Se prova a mettersi nei panni del datore di lavoro, trova che in nessun modo si possa capire la sua decisione o che gli si possa concedere qualche attenuante?
«Io sono una persona che non fa distinzioni né giudica dalle apparenze. Ogni cliente sceglie l'estetista in base a diversi criteri, ma il principale resta sempre la bravura professionale: di conseguenza, per me è davvero ridicolo, nel 2015, andare ancora incontro a queste situazioni».
Considera quest’episodio come un “incidente di percorso”, o trova che i tatuaggi siano ancora lontani dall’essere completamente accettati?
«Fino a quindici anni fa, chi aveva anche un solo tatuaggio veniva etichettato come un poco di buono; al giorno d'oggi c'è sempre più gente che si tatua, o almeno che rimane incuriosita e affascinata da questo mondo, quindi guardo al futuro con positività anche se, ogni tanto, mi sento ancora giudicata. Permane insomma sempre quel pizzico di pregiudizio che, soprattutto nella mia professione, non dovrebbe invece più esistere».
Quando e perché ha iniziato a tatuarsi? Segue uno stile specifico?

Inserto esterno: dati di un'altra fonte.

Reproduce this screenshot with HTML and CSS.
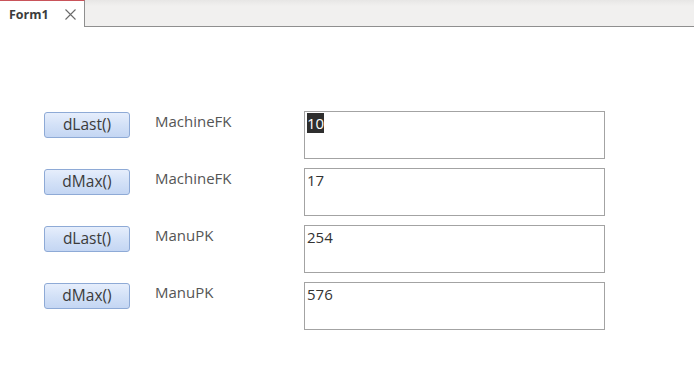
FILE: index.html
```html
<!DOCTYPE html>
<html lang="en">
<head>
    <meta charset="UTF-8">
    <title>Form1</title>
    <link rel="stylesheet" href="styles.css">
</head>
<body>
    <div class="tabbar">
        <div class="tab">
            <span class="tab-title">Form1</span>
            <svg class="tab-close" width="11" height="11" viewBox="0 0 11 11">
                <path d="M0.5 0.5 L10.5 10.5 M10.5 0.5 L0.5 10.5" stroke="#6a6a6a" stroke-width="1.1" fill="none"/>
            </svg>
        </div>
        <div class="tab-rest"></div>
    </div>

    <div class="form">
        <div class="row">
            <button class="cmd">dLast()</button>
            <span class="label">MachineFK</span>
            <div class="box"><span class="sel">10</span></div>
        </div>
        <div class="row">
            <button class="cmd">dMax()</button>
            <span class="label">MachineFK</span>
            <div class="box">17</div>
        </div>
        <div class="row">
            <button class="cmd">dLast()</button>
            <span class="label">ManuPK</span>
            <div class="box">254</div>
        </div>
        <div class="row">
            <button class="cmd">dMax()</button>
            <span class="label">ManuPK</span>
            <div class="box">576</div>
        </div>
    </div>
</body>
</html>
```

FILE: styles.css
```css
/* Base styling */
body {
    margin: 0;
    background: #fff;
    font-family: "Open Sans", "Noto Sans", Arial, sans-serif;
}
.tabbar {
    display: flex;
    height: 27px;
}
.tab {
    width: 85px;
    display: flex;
    align-items: center;
    background: #fff;
    border-top: 1px solid #c9535a;
    border-right: 1px solid #8f8f8f;
    box-sizing: border-box;
}
.tab-title {
    margin-left: 9px;
    font-size: 12.5px;
    font-weight: 700;
    color: #3c3c3c;
    padding-top: 1px;
}
.tab-close {
    margin-left: 16px;
    margin-top: 1px;
}
.tab-rest {
    flex: 1;
    background: linear-gradient(#e7e6e5, #f1f0ef 6px, #f1f0ef);
    border-bottom: 1px solid #8f8f8f;
    box-sizing: border-box;
}
.form {
    padding: 84px 0 0 44px;
    display: flex;
    flex-direction: column;
    gap: 9px;
}
.row {
    display: flex;
    align-items: flex-start;
    height: 48px;
}
.cmd {
    width: 86px;
    height: 26px;
    margin-top: 1px;
    padding: 0 0 2px;
    border: 1px solid #8eaad6;
    border-radius: 3px;
    background: linear-gradient(#e6eefc, #d3e1f7 50%, #c4d6f3);
    font-family: inherit;
    font-size: 15.5px;
    color: #3b3b3b;
}
.label {
    margin-left: 25px;
    width: 149px;
    font-size: 15px;
    color: #555;
}
.box {
    width: 301px;
    height: 48px;
    box-sizing: border-box;
    border: 1px solid #a3a3a3;
    padding: 1px 0 0 2px;
    font-size: 15px;
    line-height: 20px;
    color: #333;
}
.sel {
    background: #2e2e2e;
    color: #fff;
}
```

«Fin da piccola ho sempre avuto dei gusti particolari riguardanti la musica, il cinema, la moda, la vita stessa, e tatuarmi tutto il corpo è sempre stato uno dei miei sogni, il perché forse non lo so bene neanche io. Quando mia sorella fece il suo primo tatuaggio, avevo otto o nove anni, ero gelosissima, ne volevo uno anche io a tutti i costi; finalmente, cinque anni dopo toccò a me, e mi tatuai una piccola stella in mezzo alla schiena. Ricordo ancora tutto quello che ho dovuto fare per convince mia madre, che a tutt’oggi non approva. Attualmente ho addosso svariati pezzi di tatuatori differenti come Enrico Garau di Electric Storm Tattoo, Fema di Elegant Ink, Uomo Tigre, Pietro Sedda, Francesco Liori, Diamante Murru e di altri ancora. La maggior parte sono di stile traditional e neo-traditional, un genere di cui sono sempre stata appassionata per la storia che racconta. Il genere tradizionale o American Style è legato al patriottismo e alla cultura americani, che aveva nel marinaio Sailor Jerry il suo più famoso rappresentante. Le linee sono grosse, dalle forti sfumature e dai pochi colori contrastanti: si tratta dei tatuaggi dei marinai, in poche parole. Mio padre, che era appunto un marinaio negli anni Sessanta, mi raccontava che alcuni suoi colleghi si facevano tatuare in porto, addirittura, e chi commetteva dei crimini direttamente in galera. In precedenza i pescatori si facevano tatuare àncora e timone nelle dita come simboli di fortuna, per propiziare una buona pesca o per far ritorno a casa sani e salvi dalla navigata. Ma questi sono solo alcuni esempi. In realtà non mi sento legata al traditional per il mio cognome o per il fatto che mio padre fosse un marinaio o un pescatore (anche perché lui non ha mai apprezzato i tatuaggi proprio perché ai suoi tempi erano per la maggior parte i carcerati a farseli): è semplicemente il genere che mi piace di più»
Dopo aver saputo che non ha avuto il lavoro s’è pentita, almeno per un attimo, dei suoi tatuaggi?
«Nella maniera più assoluta. Anzi, credo che tra un po' farò proprio un nuovo tatuaggio, e lo farò proprio nelle mani».